Sorry to vent my own frustration on this thread, but I just finished having a massive crying Jag myself, in front of DH and DS (14 months) myself. Ugh!! So am cleaning the house before I sit to work and the nanny comes home (hate having her see the pig sty we live in). The cleaning and setting things in order takes almost half an hour since my little hurricane goes through every single room. And I come upstairs to relieve DH so that he sits to work - and I see DS upend a salt shaker which DH was not even aware, was in his office, and starting to lick it. When I take it off him, he proceeds to eat DH's slippers which for some unknown reason are not actually on his feet, while he has his laptop switched on and working in his home office..
So now I have to either bloody bring the hoover upstairs or use the hand brush to clean the carpet and remove the salt, while the Nanny is almost at the door. Yelled at DS, yelled at DH, finished apologising to both for losing it and burst into tears - with DH patting me on my head and telling me not to stress.. God, at times like these I wish I wasn't living with two specimens of the male species..

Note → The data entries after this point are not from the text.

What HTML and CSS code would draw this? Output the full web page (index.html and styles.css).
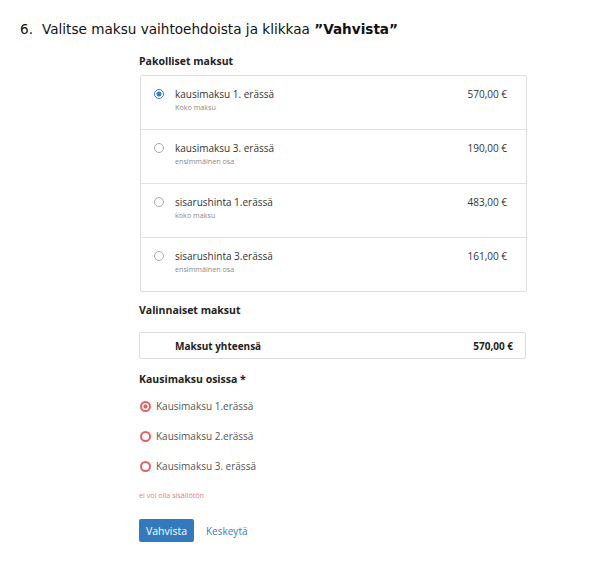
FILE: index.html
```html
<!DOCTYPE html>
<html lang="fi">
<head>
<meta charset="utf-8">
<link rel="stylesheet" href="styles.css">
</head>
<body>
<p class="step"><span class="num">6.</span>Valitse maksu vaihtoehdoista ja klikkaa <b>”Vahvista”</b></p>
<div class="form">
  <h3 class="h h-first">Pakolliset maksut</h3>
  <div class="card">
    <div class="row">
      <span class="radio checked"></span>
      <div class="info"><div class="name">kausimaksu 1. erässä</div><div class="sub">Koko maksu</div></div>
      <div class="price">570,00 €</div>
    </div>
    <div class="row">
      <span class="radio"></span>
      <div class="info"><div class="name">kausimaksu 3. erässä</div><div class="sub">ensimmäinen osa</div></div>
      <div class="price">190,00 €</div>
    </div>
    <div class="row">
      <span class="radio"></span>
      <div class="info"><div class="name">sisarushinta 1.erässä</div><div class="sub">koko maksu</div></div>
      <div class="price">483,00 €</div>
    </div>
    <div class="row">
      <span class="radio"></span>
      <div class="info"><div class="name">sisarushinta 3.erässä</div><div class="sub">ensimmäinen osa</div></div>
      <div class="price">161,00 €</div>
    </div>
  </div>
  <h3 class="h h-opt">Valinnaiset maksut</h3>
  <div class="total"><span>Maksut yhteensä</span><span>570,00 €</span></div>
  <h3 class="h h-parts">Kausimaksu osissa *</h3>
  <div class="opts">
    <div class="opt"><span class="rr checked"></span>Kausimaksu 1.erässä</div>
    <div class="opt"><span class="rr"></span>Kausimaksu 2.erässä</div>
    <div class="opt"><span class="rr"></span>Kausimaksu 3. erässä</div>
  </div>
  <div class="err">ei voi olla sisällötön</div>
  <div class="actions">
    <button class="btn">Vahvista</button>
    <a class="cancel">Keskeytä</a>
  </div>
</div>
</body>
</html>
```
FILE: styles.css
```css
html, body { margin: 0; padding: 0; background: #fff; }
body { width: 600px; height: 572px; overflow: hidden; }
.step {
  margin: 0;
  padding: 21px 0 0 20px;
  font-family: "DejaVu Sans", Verdana, sans-serif;
  font-size: 13.6px;
  line-height: 16px;
  color: #111;
}
.step .num { margin-right: 9px; }
.step b { font-weight: bold; }
.form {
  margin-left: 139px;
  width: 387px;
  font-family: "Open Sans", sans-serif;
  color: #333;
}
.h {
  margin: 0;
  font-size: 10.5px;
  font-weight: 700;
  color: #222;
  line-height: 14px;
}
.h-first { margin-top: 17px; }
.card {
  margin-top: 7px;
  border: 1px solid #ddd;
  border-radius: 2px;
  margin-left: 1px;
  width: 385px;
}
.row {
  display: flex;
  align-items: flex-start;
  height: 54px;
  padding: 0 19px 0 13px;
  box-sizing: border-box;
  border-top: 1px solid #e2e2e2;
}
.row:first-child { border-top: none; height: 53px; }
.radio {
  flex: none;
  width: 8px; height: 8px;
  border: 1.5px solid #aaa;
  border-radius: 50%;
  margin-top: 13px;
  box-sizing: content-box;
}
.radio.checked {
  border-color: #3b7bd0;
  background: radial-gradient(circle, #3b7bd0 0 2.2px, #fff 2.8px);
}
.info { flex: 1; margin-left: 11px; padding-top: 11px; }
.name { font-size: 10px; line-height: 14px; color: #333; }
.sub { font-size: 7.2px; line-height: 10px; color: #8a8a8a; margin-top: 1px; }
.price { padding-top: 11px; font-size: 10px; line-height: 14px; color: #333; }
.h-opt { margin-top: 11px; }
.total {
  margin-top: 15px;
  border: 1px solid #ddd;
  border-radius: 2px;
  height: 27px;
  box-sizing: border-box;
  display: flex;
  justify-content: space-between;
  align-items: center;
  padding: 0 12px 0 35px;
  font-size: 10px;
  font-weight: 700;
  color: #222;
}
.h-parts { margin-top: 13px; }
.opts { margin-top: 13px; display: flex; flex-direction: column; gap: 16px; }
.opt {
  display: flex;
  align-items: center;
  font-size: 10px;
  line-height: 14px;
  color: #555;
}
.rr {
  width: 7px; height: 7px;
  border: 2px solid #e06464;
  border-radius: 50%;
  margin-right: 5px;
  margin-left: 1px;
  box-sizing: content-box;
}
.rr.checked { background: radial-gradient(circle, #e06464 0 1.8px, #fff 2.4px); }
.err { margin-top: 17px; font-size: 7.2px; line-height: 10px; color: #e08080; }
.actions { margin-top: 19px; display: flex; align-items: center; gap: 12px; }
.btn {
  font-family: "Open Sans", sans-serif;
  font-size: 10.5px;
  color: #fff;
  background: #3379be;
  border: none;
  border-radius: 2px;
  height: 23px;
  width: 55px;
  padding: 0;
}
.cancel { font-size: 10px; color: #3b7bc0; }
```
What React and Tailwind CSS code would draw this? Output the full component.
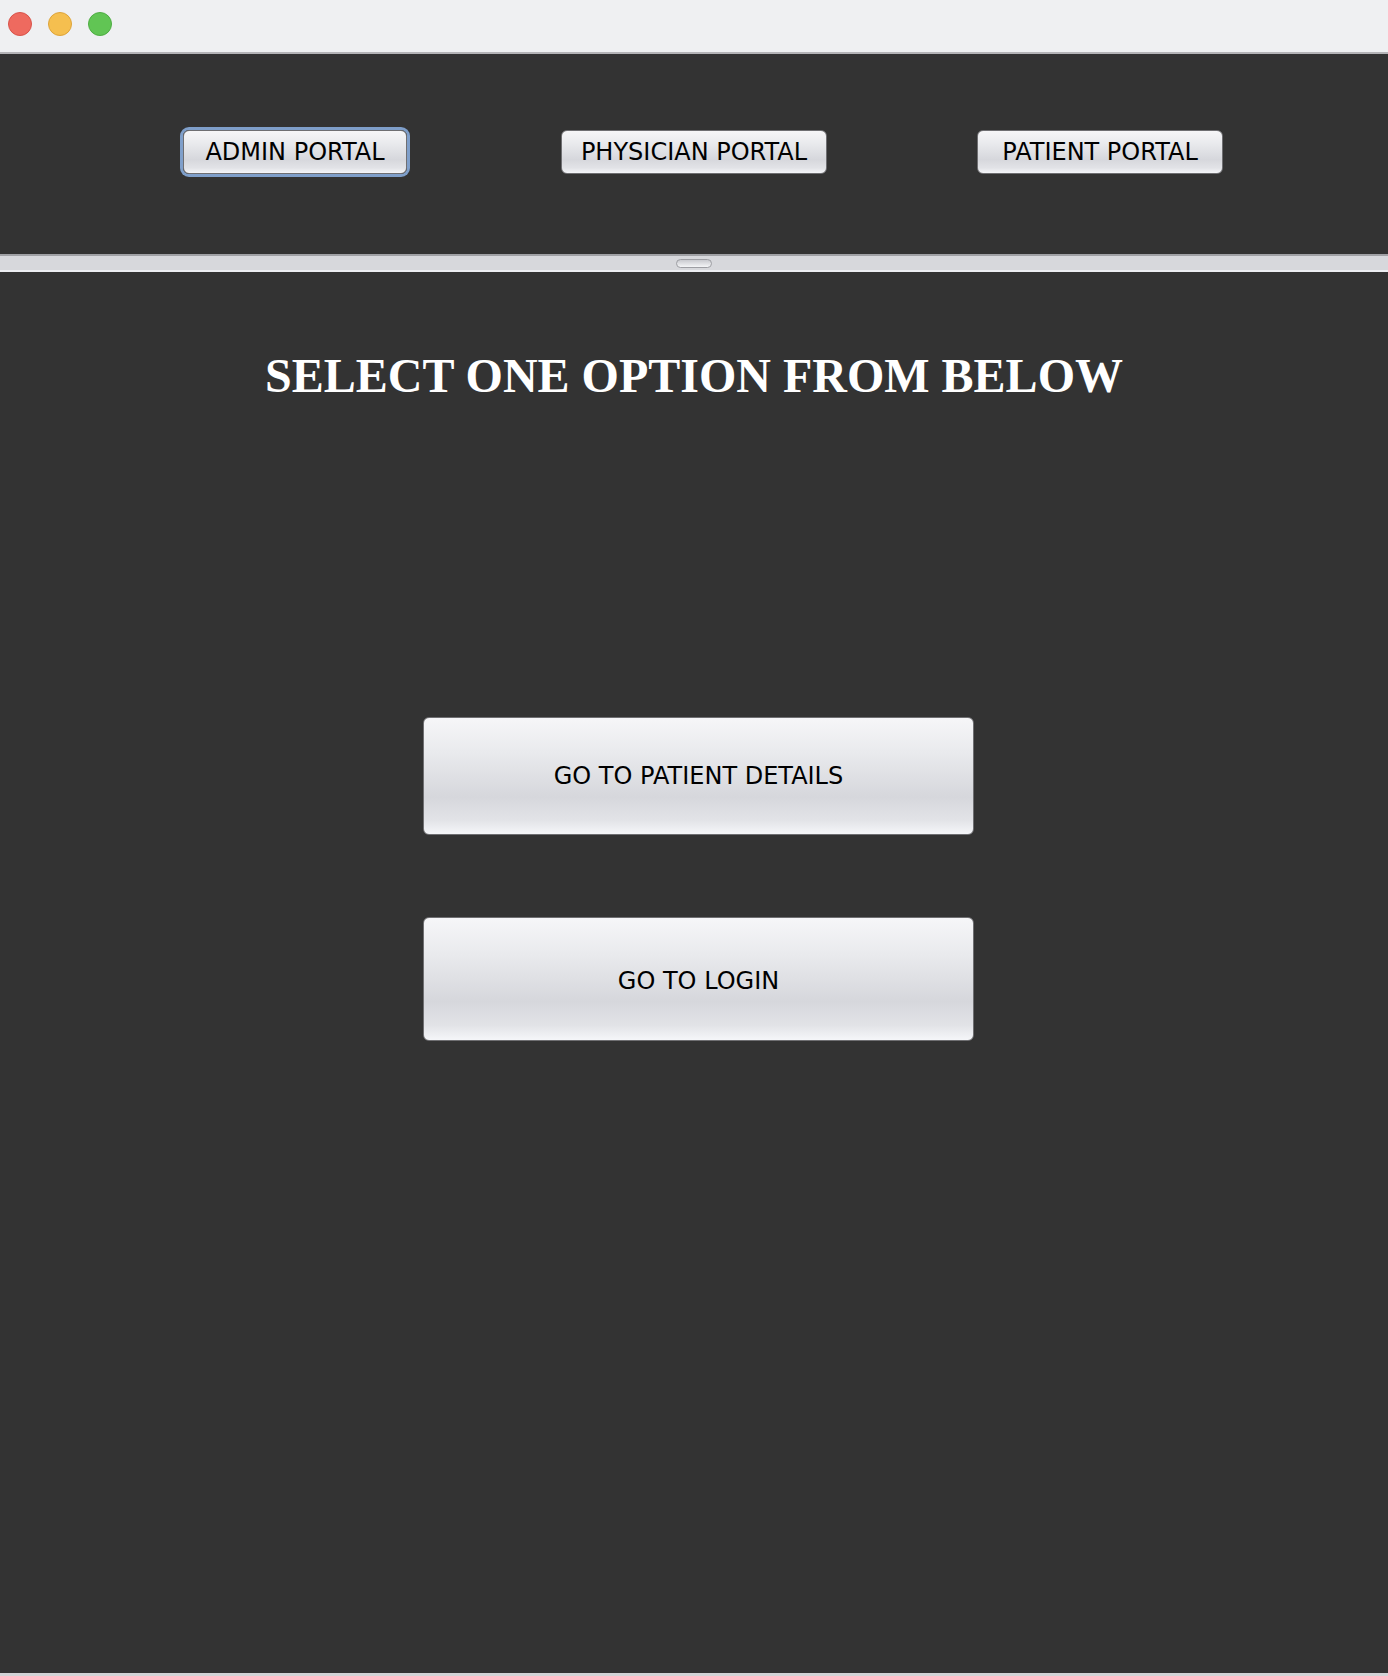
import React from "react";

// Aqua-style button face shared by every button on the page
const face =
  "flex items-center justify-center border border-[#6f6f72] rounded-[6px] bg-[linear-gradient(to_bottom,#f6f6f8_0%,#e9eaed_30%,#d6d7dc_68%,#e2e3e7_88%,#f5f6f9_100%)] text-black font-['DejaVu_Sans',sans-serif] text-[24px] leading-none";

function PortalButton({ label, className }) {
  return <button className={`${face} h-[44px] shrink-0 ${className}`}>{label}</button>;
}

function BigButton({ label, className }) {
  return <button className={`${face} w-[551px] ${className}`}>{label}</button>;
}

export default function App() {
  return (
    <div className="h-[1676px] flex flex-col bg-[#333333] overflow-hidden">
      {/* Window title bar */}
      <div className="h-[54px] shrink-0 bg-[#eff0f2] border-b-2 border-[#b4b4b7] flex items-start gap-[16px] pl-[8px] pt-[12px]">
        <span className="w-[24px] h-[24px] rounded-full bg-[#ee6a5f] border border-[#d9534a]" />
        <span className="w-[24px] h-[24px] rounded-full bg-[#f5bf4f] border border-[#dea43a]" />
        <span className="w-[24px] h-[24px] rounded-full bg-[#61c554] border border-[#4ead43]" />
      </div>

      {/* Top panel with portal buttons */}
      <div className="h-[200px] shrink-0 flex items-start pt-[76px]">
        <PortalButton
          label="ADMIN PORTAL"
          className="ml-[183px] w-[224px] shadow-[0_0_0_3px_#7f9fca]"
        />
        <PortalButton label="PHYSICIAN PORTAL" className="ml-[154px] w-[266px]" />
        <PortalButton label="PATIENT PORTAL" className="ml-[150px] w-[246px]" />
      </div>

      {/* Split pane divider */}
      <div className="h-[18px] shrink-0 bg-[#d7d8dc] border-t-2 border-[#a0a1a5] border-b-2 border-b-[#eceef1] flex items-center justify-center">
        <div className="w-[36px] h-[9px] rounded-full border border-[#9d9ea3] bg-[linear-gradient(to_bottom,#c9cacf,#f4f5f7)]" />
      </div>

      {/* Lower panel */}
      <div className="flex-1 flex flex-col border-b-[3px] border-[#d2d3d6]">
        <h1 className="pt-[80px] text-center text-white font-['Liberation_Serif',serif] font-bold text-[48px] leading-[48px]">
          SELECT ONE OPTION FROM BELOW
        </h1>
        <div className="flex flex-col items-start pl-[423px] pt-[317px] gap-[82px]">
          <BigButton label="GO TO PATIENT DETAILS" className="h-[118px]" />
          <BigButton label="GO TO LOGIN" className="h-[124px] pt-[4px]" />
        </div>
      </div>
    </div>
  );
}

hardboiledeggs · 16/10/2020 09:42

When my DS would start a tantrum I would ignore him (within reason) when he got worse I would silently sit next to him and stroke his hair or hold his hand. He learned that his tantrums got him nowhere. Once he'd calmed down I'd talk to him about it. Hes now 4 and still has the odd tantrum here or there but he knows if we take him someone and he tantrums bad we just go straight home. Don't get me wrong, even though I'd ignore the tantrum on the inside I was a mess. It will get better.

sashh · 16/10/2020 14:35

Not quite a toddler, but I'm sure other parents have felt this

Poppinjay · 17/10/2020 10:10

Please don't 'grey rock' toddlers in meltdown. That's an appropriate response for controlling, abusive narcissists, not distressed infants.

Stay close, be a calm and reassuring presence. Don't try to communicate verbally and don't give in to demands.

When they are calm enough, offer hugs and, if the child is old enough, explain the emotions they have just experiences and debrief to work out together what could have helped/been done differently.

Meltdowns are distressing emotional experiences and small children need their care-givers to support them, not pretend they don't matter or even exist.

Devlesko · 17/10/2020 14:45

I just laughed at them and told them they were being silly, no tantrums with me, can't stand it, so didn't put up with it, there's no need.
Grey rock or laugh. Worked for us, with all 3.

shelvira · 18/10/2020 09:51

That's wonderful Devlesko. You appear to have successfully taught your children not to bother you with their emotions because they will either be laughed at, or ignored. Perfect for you, for now. Let's see how it plays out when you're old and wanting/needing attention yourself.

Poppinjay · 18/10/2020 23:29

I just laughed at them and told them they were being silly, no tantrums with me

That's not a marker of success.

Children only need to learn that tantrums don't get them what they want. They don't need to learn that people they care about find their distress funny or insignificant.

Lavanderrose · 19/10/2020 00:22

OP you need to forgive yourself for showing your emotions. You are human, not robot & doing your best. My advise is to try & not over complicate communication when she’s having a tantrum. Say things like “I can see your feeling really angry, it’s ok to be angry” or Try saying “You are mad. You are mad because you want to stay up and I won’t let you.” It will help soothe her by labelling emotions. Also give her simple choices like a choice between two books before her nap, it will make her feel like she has more control over the situation.